Pour ceux qui aspirent à l'éternité du Père, l'Orient est le centre immobile, le pôle, le lieu invisible et sans espace du Père, partout et nulle part. La Roue mouvante est une figure du mal pour les hommes du Pôle. La Roue est l'image mobile de l'obscurité. La créature est cet être qui se définit d'abord par le vide, et l'expression du vide et du manque est l'avidité, le désir indéfini, la tristesse de la nostalgie. La créature est désir et passion, et celui qui veut revenir au sein du Père veut abolir la créature, déraciner de la chair désir et passion, vaincre la faiblesse intrinsèque de la chair. Les hommes dont l'Orient est le moyeu immobile sont par nature des ascètes.

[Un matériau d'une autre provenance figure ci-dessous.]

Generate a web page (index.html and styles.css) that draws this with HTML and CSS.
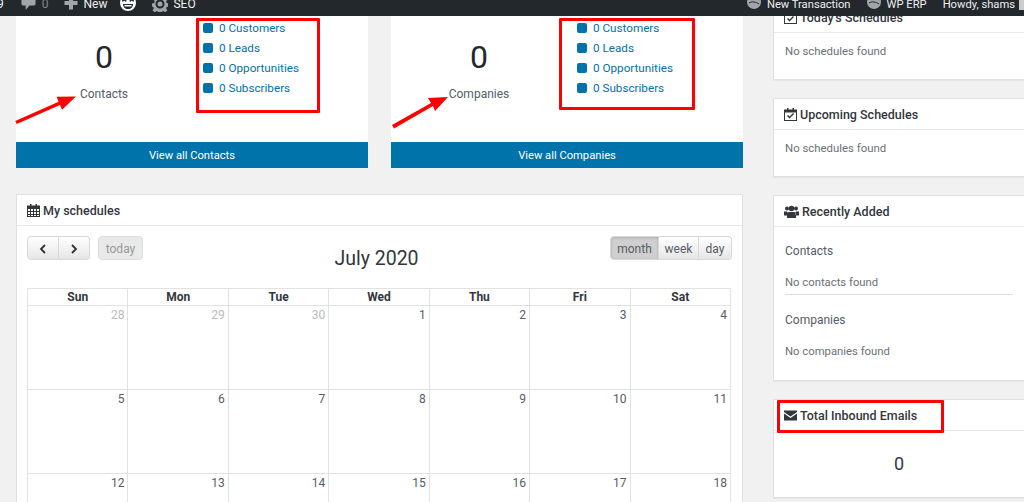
FILE: index.html
```html
<!DOCTYPE html>
<html lang="en">
<head>
    <meta charset="UTF-8">
    <title>CRM Dashboard</title>
    <link rel="stylesheet" href="styles.css">
</head>
<body>
    <div class="adminbar">
        <div class="bar-group">
            <span class="bar-count">9</span>
            <svg class="bar-icon comment" viewBox="0 0 16 16"><path d="M2 0h12a1.500 1.500 0 0 1 1.500 1.500v7A1.500 1.500 0 0 1 14 10H9l-4 5v-5H2A1.500 1.500 0 0 1 .5 8.500v-7A1.500 1.500 0 0 1 2 0z"/></svg>
            <span class="bar-zero">0</span>
            <svg class="bar-icon plus" viewBox="0 0 14 14"><path d="M5 1h4v4h4.500v4H9v4.500H5V9H.5V5H5z"/></svg>
            <span class="bar-new">New</span>
            <svg class="bar-icon face" viewBox="0 0 16 16"><circle cx="8" cy="8" r="8" fill="#fff"/><path d="M2.500 6.500c.5-2 3-2 3.500 0M10 6.500c.5-2 3-2 3.500 0" fill="none" stroke="#23282d" stroke-width="1.400"/><path d="M3 9h10c0 3-2 5-5 5s-5-2-5-5z" fill="#23282d"/><path d="M4.500 10h7v1.500h-7z" fill="#fff"/></svg>
            <svg class="bar-icon gear" viewBox="0 0 16 16"><path fill-rule="evenodd" d="M6.500 0h3l.4 2.200 1.500.6L13.300 1.500l2.100 2.100-1.300 1.900.6 1.500 2.300.5v3l-2.300.4-.6 1.500 1.300 1.900-2.100 2.100-1.900-1.300-1.500.6-.4 2.200h-3l-.4-2.200-1.500-.6-1.900 1.300L.5 14.300l1.300-1.900-.6-1.500L-.1 10.500v-3l2.300-.5.6-1.500L1.500 3.600l2.100-2.100 1.900 1.300 1-.6zM8 3.500a4.500 4.500 0 1 0 0 9 4.500 4.500 0 0 0 0-9z"/><circle cx="8" cy="8" r="2.500"/></svg>
            <span class="bar-seo">SEO</span>
        </div>
        <div class="bar-group bar-right">
            <svg class="bar-icon wp" viewBox="0 0 14 14"><circle cx="7" cy="7" r="7"/><path d="M3 4c3-2 7-1 9 1M2 8c3-2 7-1 10 1" stroke="#23282d" fill="none"/></svg>
            <span class="bar-trans">New Transaction</span>
            <svg class="bar-icon wp wp-erp" viewBox="0 0 14 14"><circle cx="7" cy="7" r="7"/><path d="M3 4c3-2 7-1 9 1M2 8c3-2 7-1 10 1" stroke="#23282d" fill="none"/></svg>
            <span class="bar-erp">WP ERP</span>
            <span class="bar-howdy">Howdy, shams</span>
            <span class="bar-avatar"></span>
        </div>
    </div>

    <div class="page">
        <div class="left-col">
            <div class="stat-row">
                <div class="stat-card">
                    <div class="stat-body">
                        <div class="stat-total">
                            <div class="stat-num">0</div>
                            <div class="stat-name">Contacts</div>
                        </div>
                        <ul class="stat-list">
                            <li><i></i><a href="#">0 Customers</a></li>
                            <li><i></i><a href="#">0 Leads</a></li>
                            <li><i></i><a href="#">0 Opportunities</a></li>
                            <li><i></i><a href="#">0 Subscribers</a></li>
                        </ul>
                    </div>
                    <a href="#" class="stat-footer">View all Contacts</a>
                </div>
                <div class="stat-card">
                    <div class="stat-body">
                        <div class="stat-total">
                            <div class="stat-num">0</div>
                            <div class="stat-name">Companies</div>
                        </div>
                        <ul class="stat-list">
                            <li><i></i><a href="#">0 Customers</a></li>
                            <li><i></i><a href="#">0 Leads</a></li>
                            <li><i></i><a href="#">0 Opportunities</a></li>
                            <li><i></i><a href="#">0 Subscribers</a></li>
                        </ul>
                    </div>
                    <a href="#" class="stat-footer">View all Companies</a>
                </div>
            </div>

            <div class="box calendar-box">
                <h3 class="box-title">
                    <svg class="title-icon" viewBox="0 0 13 13"><path fill-rule="evenodd" d="M3 0h1.500v1.500h4V0H10v1.500h3V13H0V1.500h3zM1 5v2h2V5zm3 0v2h2V5zm3 0v2h2V5zm3 0v2h2V5zM1 8v2h2V8zm3 0v2h2V8zm3 0v2h2V8zm3 0v2h2V8zM1 11v1h2v-1zm3 0v1h2v-1zm3 0v1h2v-1zm3 0v1h2v-1z"/></svg>
                    My schedules
                </h3>
                <div class="calendar">
                    <div class="cal-toolbar">
                        <div class="cal-nav">
                            <div class="btn-group">
                                <button class="cal-btn arrow"><svg viewBox="0 0 8 10"><path d="M6 1L2 5l4 4" fill="none" stroke="#333" stroke-width="1.800"/></svg></button>
                                <button class="cal-btn arrow"><svg viewBox="0 0 8 10"><path d="M2 1l4 4-4 4" fill="none" stroke="#333" stroke-width="1.800"/></svg></button>
                            </div>
                            <button class="cal-btn today">today</button>
                        </div>
                        <h2 class="cal-title">July 2020</h2>
                        <div class="btn-group">
                            <button class="cal-btn active month">month</button>
                            <button class="cal-btn week">week</button>
                            <button class="cal-btn day">day</button>
                        </div>
                    </div>
                    <table class="cal-table">
                        <thead>
                            <tr><th>Sun</th><th>Mon</th><th>Tue</th><th>Wed</th><th>Thu</th><th>Fri</th><th>Sat</th></tr>
                        </thead>
                        <tbody>
                            <tr><td class="other">28</td><td class="other">29</td><td class="other">30</td><td>1</td><td>2</td><td>3</td><td>4</td></tr>
                            <tr><td>5</td><td>6</td><td>7</td><td>8</td><td>9</td><td>10</td><td>11</td></tr>
                            <tr><td>12</td><td>13</td><td>14</td><td>15</td><td>16</td><td>17</td><td>18</td></tr>
                        </tbody>
                    </table>
                </div>
            </div>
        </div>

        <div class="right-col">
            <div class="box side-box">
                <h3 class="box-title">
                    <svg class="title-icon" viewBox="0 0 13 13"><path fill-rule="evenodd" d="M3 0h1.500v1.500h4V0H10v1.500h3V13H0V1.500h3zM1 4.500V12h11V4.500zM3 8l1-1 1.500 1.500L9 5l1 1-4.500 4.500z"/></svg>
                    Today's Schedules
                </h3>
                <p class="side-body">No schedules found</p>
            </div>
            <div class="box side-box">
                <h3 class="box-title">
                    <svg class="title-icon" viewBox="0 0 13 13"><path fill-rule="evenodd" d="M3 0h1.500v1.500h4V0H10v1.500h3V13H0V1.500h3zM1 4.500V12h11V4.500zM3 8l1-1 1.500 1.500L9 5l1 1-4.500 4.500z"/></svg>
                    Upcoming Schedules
                </h3>
                <p class="side-body">No schedules found</p>
            </div>
            <div class="box side-box">
                <h3 class="box-title">
                    <svg class="title-icon users" viewBox="0 0 15 13"><circle cx="3" cy="3.500" r="2"/><circle cx="12" cy="3.500" r="2"/><circle cx="7.500" cy="3.500" r="2.800"/><path d="M0 6.500h3l1 1.500-1 2.500H0zM15 6.500h-3l-1 1.500 1 2.500h3zM4.500 7h6L12 9v4H3V9z"/></svg>
                    Recently Added
                </h3>
                <div class="recent">
                    <h4 class="recent-head">Contacts</h4>
                    <p class="recent-empty">No contacts found</p>
                    <hr class="recent-line">
                    <h4 class="recent-head">Companies</h4>
                    <p class="recent-empty">No companies found</p>
                </div>
            </div>
            <div class="box side-box">
                <h3 class="box-title">
                    <svg class="title-icon mail" viewBox="0 0 13 10"><path d="M0 0h13v1.500L6.500 6 0 1.500zM0 3l6.500 4.500L13 3v7H0z"/></svg>
                    Total Inbound Emails
                </h3>
                <div class="inbound">0</div>
            </div>
        </div>
    </div>

    <!-- annotations drawn on top of the screenshot -->
    <div class="mark mark-contacts"></div>
    <div class="mark mark-companies"></div>
    <div class="mark mark-inbound"></div>
    <svg class="arrows" viewBox="0 0 1024 502">
        <path d="M15.300 120.900L58.600 101.700l-2-4.900L76 96.500 62 109.800l-2-4.900L16.700 124.100z"/>
        <path d="M392 125L431 103l-3-5 20-1-13 14-2-5L394 128.500z"/>
    </svg>
</body>
</html>
```

FILE: styles.css
```css
* {
    margin: 0;
    padding: 0;
    box-sizing: border-box;
}

html, body {
    height: 502px;
    overflow: hidden;
}

body {
    background: #f1f1f1;
    font-family: Roboto, Arial, sans-serif;
    font-size: 12px;
    color: #555d66;
}

a {
    color: #0073aa;
    text-decoration: none;
}

/* admin bar */
.adminbar {
    position: relative;
    z-index: 2;
    height: 16px;
    background: #23282d;
    color: #eee;
    display: flex;
    justify-content: space-between;
    align-items: flex-start;
    overflow: hidden;
    font-size: 12px;
}

.bar-group {
    display: flex;
    align-items: center;
    height: 12px;
    margin-top: -2px;
}

.bar-right {
    font-size: 11.200px;
}

.bar-count {
    margin-left: -3px;
}

.bar-icon {
    fill: #a0a5aa;
    flex: none;
}

.comment {
    width: 15px;
    height: 15px;
    margin: 0 0 2px 17px;
}

.bar-zero {
    margin-left: 6px;
    color: #82878c;
}

.plus {
    width: 14px;
    height: 14px;
    margin: 0 0 2px 15px;
}

.bar-new {
    margin-left: 6px;
}

.face {
    width: 16px;
    height: 16px;
    margin: 0 0 3px 13px;
}

.gear {
    width: 16px;
    height: 16px;
    margin-left: 16px;
}

.bar-seo {
    margin-left: 5px;
}

.wp {
    width: 14px;
    height: 14px;
    margin-bottom: 4px;
}

.bar-trans {
    margin-left: 6px;
}

.wp-erp {
    margin-left: 16px;
}

.bar-erp {
    margin-left: 6px;
}

.bar-howdy {
    margin-left: 16px;
}

.bar-avatar {
    width: 5px;
    height: 12px;
    margin-left: 4px;
    background: #ccc;
}

/* page columns */
.page {
    display: flex;
    gap: 30px;
    padding-left: 16px;
}

.left-col {
    width: 727px;
    flex: none;
}

.right-col {
    width: 252px;
    flex: none;
    margin-top: -15px;
}

.box {
    background: #fff;
    border: 1px solid #e0e0e0;
    box-shadow: 0 1px 1px rgba(0, 0, 0, 0.04);
}

.box-title {
    height: 31px;
    padding: 0 10px;
    border-bottom: 1px solid #e8e8e8;
    display: flex;
    align-items: center;
    gap: 3px;
    font-size: 12.500px;
    font-weight: 500;
    color: #32373c;
}

.title-icon {
    width: 13px;
    height: 13px;
    fill: #32373c;
    flex: none;
}

.title-icon.users {
    width: 15px;
}

/* stat cards */
.stat-row {
    display: flex;
    justify-content: space-between;
}

.stat-card {
    width: 352px;
    height: 152px;
    background: #fff;
    display: flex;
    flex-direction: column;
}

.stat-body {
    flex: 1;
    display: flex;
}

.stat-total {
    width: 50%;
    text-align: center;
    padding-top: 21px;
}

.stat-num {
    font-size: 32px;
    line-height: 40px;
    color: #23282d;
}

.stat-name {
    margin-top: 7px;
    line-height: 20px;
    color: #555d66;
}

.stat-list {
    list-style: none;
    padding: 2px 0 0 11px;
    font-size: 11.700px;
}

.stat-card + .stat-card .stat-list {
    padding-left: 10px;
}

.stat-list li {
    height: 20px;
    display: flex;
    align-items: center;
    gap: 6px;
}

.stat-list i {
    width: 10px;
    height: 10px;
    background: #0073aa;
    border-radius: 2px;
}

.stat-footer {
    height: 26px;
    line-height: 27px;
    font-size: 11.200px;
    background: #0073aa;
    color: #fff;
    text-align: center;
}

/* calendar */
.calendar-box {
    margin-top: 26px;
}

.calendar {
    padding: 10px 10px 0;
}

.cal-toolbar {
    display: flex;
    justify-content: space-between;
    height: 52px;
}

.cal-nav {
    display: flex;
    gap: 8px;
    align-self: flex-start;
}

.btn-group {
    display: flex;
    align-self: flex-start;
}

.cal-btn {
    height: 24px;
    padding-top: 1px;
    font-family: inherit;
    font-size: 12px;
    color: #555d66;
    border: 1px solid #d8d8d8;
    border-left-width: 0;
    background: linear-gradient(#fff, #e6e6e6);
}

.cal-btn:first-child {
    border-left-width: 1px;
    border-radius: 4px 0 0 4px;
}

.cal-btn:last-child {
    border-radius: 0 4px 4px 0;
}

.arrow {
    width: 31.500px;
    display: flex;
    align-items: center;
    justify-content: center;
}

.arrow svg {
    width: 8px;
    height: 10px;
}

.cal-btn.today {
    width: 45px;
    border: 1px solid #ddd;
    border-radius: 4px;
    background: #e9e9e9;
    color: #999;
}

.cal-btn.active {
    background: #cfcfcf;
    box-shadow: inset 0 1px 3px rgba(0, 0, 0, 0.15);
}

.month {
    width: 49px;
}

.week {
    width: 40px;
}

.day {
    width: 33px;
}

.cal-title {
    font-size: 19.500px;
    font-weight: 400;
    color: #32373c;
    margin-top: 9px;
    line-height: 28px;
}

.cal-table {
    width: 704px;
    table-layout: fixed;
    border-collapse: collapse;
}

.cal-table th,
.cal-table td {
    border: 1px solid #e2e2e2;
}

.cal-table th {
    height: 17px;
    font-size: 12px;
    font-weight: 700;
    line-height: 15px;
    color: #32373c;
}

.cal-table td {
    height: 84px;
    padding: 2px 3px;
    vertical-align: top;
    text-align: right;
    font-size: 12px;
}

.cal-table td.other {
    color: #bbb;
}

/* sidebar */
.side-box {
    margin-bottom: 18px;
}

.side-body {
    height: 46px;
    padding: 9px 11px 0;
    font-size: 11.400px;
    line-height: 18px;
    color: #6a7178;
}

.recent {
    height: 153px;
    padding: 15px 11px 0;
}

.recent-head {
    font-size: 12px;
    font-weight: 400;
    line-height: 18px;
}

.recent-empty {
    margin-top: 14px;
    font-size: 11.300px;
    line-height: 18px;
    color: #6a7178;
}

.recent-line {
    border: 0;
    border-top: 1px solid #ddd;
    margin: 2px 0 16px;
}

.inbound {
    height: 66px;
    padding-top: 20px;
    text-align: center;
    font-size: 18px;
    line-height: 26px;
    color: #32373c;
}

/* red annotations */
.mark {
    position: absolute;
    z-index: 3;
    border: 3px solid #f00;
    border-radius: 1px;
}

.mark-contacts {
    left: 196px;
    top: 18px;
    width: 124px;
    height: 95px;
}

.mark-companies {
    left: 559px;
    top: 18px;
    width: 136px;
    height: 92px;
}

.mark-inbound {
    left: 777px;
    top: 400px;
    width: 167px;
    height: 33px;
}

.arrows {
    position: absolute;
    z-index: 3;
    left: 0;
    top: 0;
    width: 1024px;
    height: 502px;
    fill: #f00;
}
```
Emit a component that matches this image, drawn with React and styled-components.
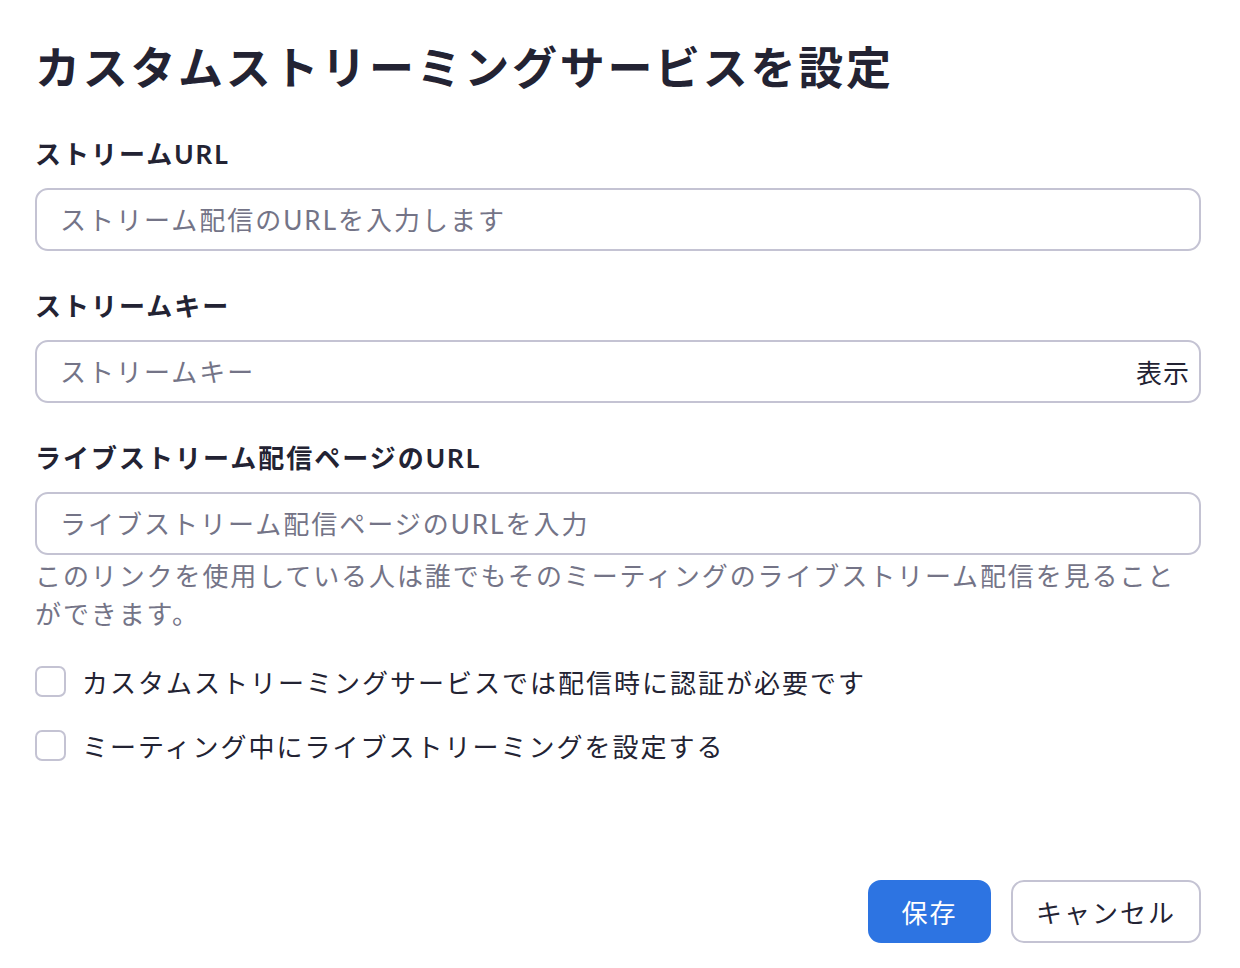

Le désir multiplie les êtres, prolonge les temps et les vides. L'essence de la manifestation de la chair est l'amour. Dante dit : Amour fait mouvoir le Ciel et les autres Étoiles, c'est à dire la Roue. L'Amour est la figure de Dieu dans le monde, la puissance qui unifie le divers dans l'harmonie du temps. La musique est une ligne temporelle et l'expression même de l'harmonie. L'Amour et le Temps, comme la Chair, sont des noms du Monde. l'Apôtre parle ainsi :

Si quelqu'un aime le monde, l'amour du Père n'est point en lui; car tout ce qui est dans le monde, la convoitise de la chair, la convoitise des yeux, et l'orgueil de la vie, ne vient point du Père, mais vient du monde. Et le monde passe, et sa convoitise aussi; mais celui qui fait la volonté de Dieu demeure éternellement.

Pour permettre la Splendeur de la Nature comme vestige du Père, le Père doit se sacrifier et disparaître à la vue ; c'est à dire se morceler indéfiniment, dans un processus de fragmentation progressive, de descente. La division du mâle et de la femelle, tout comme le nombril, l'omphalos de l'homme, sont les vestiges de cette division primordiale, le signe originaire du caractère essentiellement incomplet, insuffisant, de toute créature. Le cycle des Printemps, des naissances et des morts est l’œuvre et la musique de ce vestige – et en voyant la bonté du Monde, le Seigneur des Armées a enjoint à l'homme et aux animaux de croître et de multiplier, non de revenir à l'unité originaire. Le Monde et le Temps sont des explications de l'implication éternelle du Principe créateur et générateur, et le Monde et le Temps sont un autre nom des ténèbres. Le Serviteur de la Roue, le cosmocrator, comme les gardiens de la Terre Sainte, sont au contraire les amis de Dieu dans le Temps, les gardiens de l'Amour. C'est pourquoi on les nomme les fidèles d'Amour.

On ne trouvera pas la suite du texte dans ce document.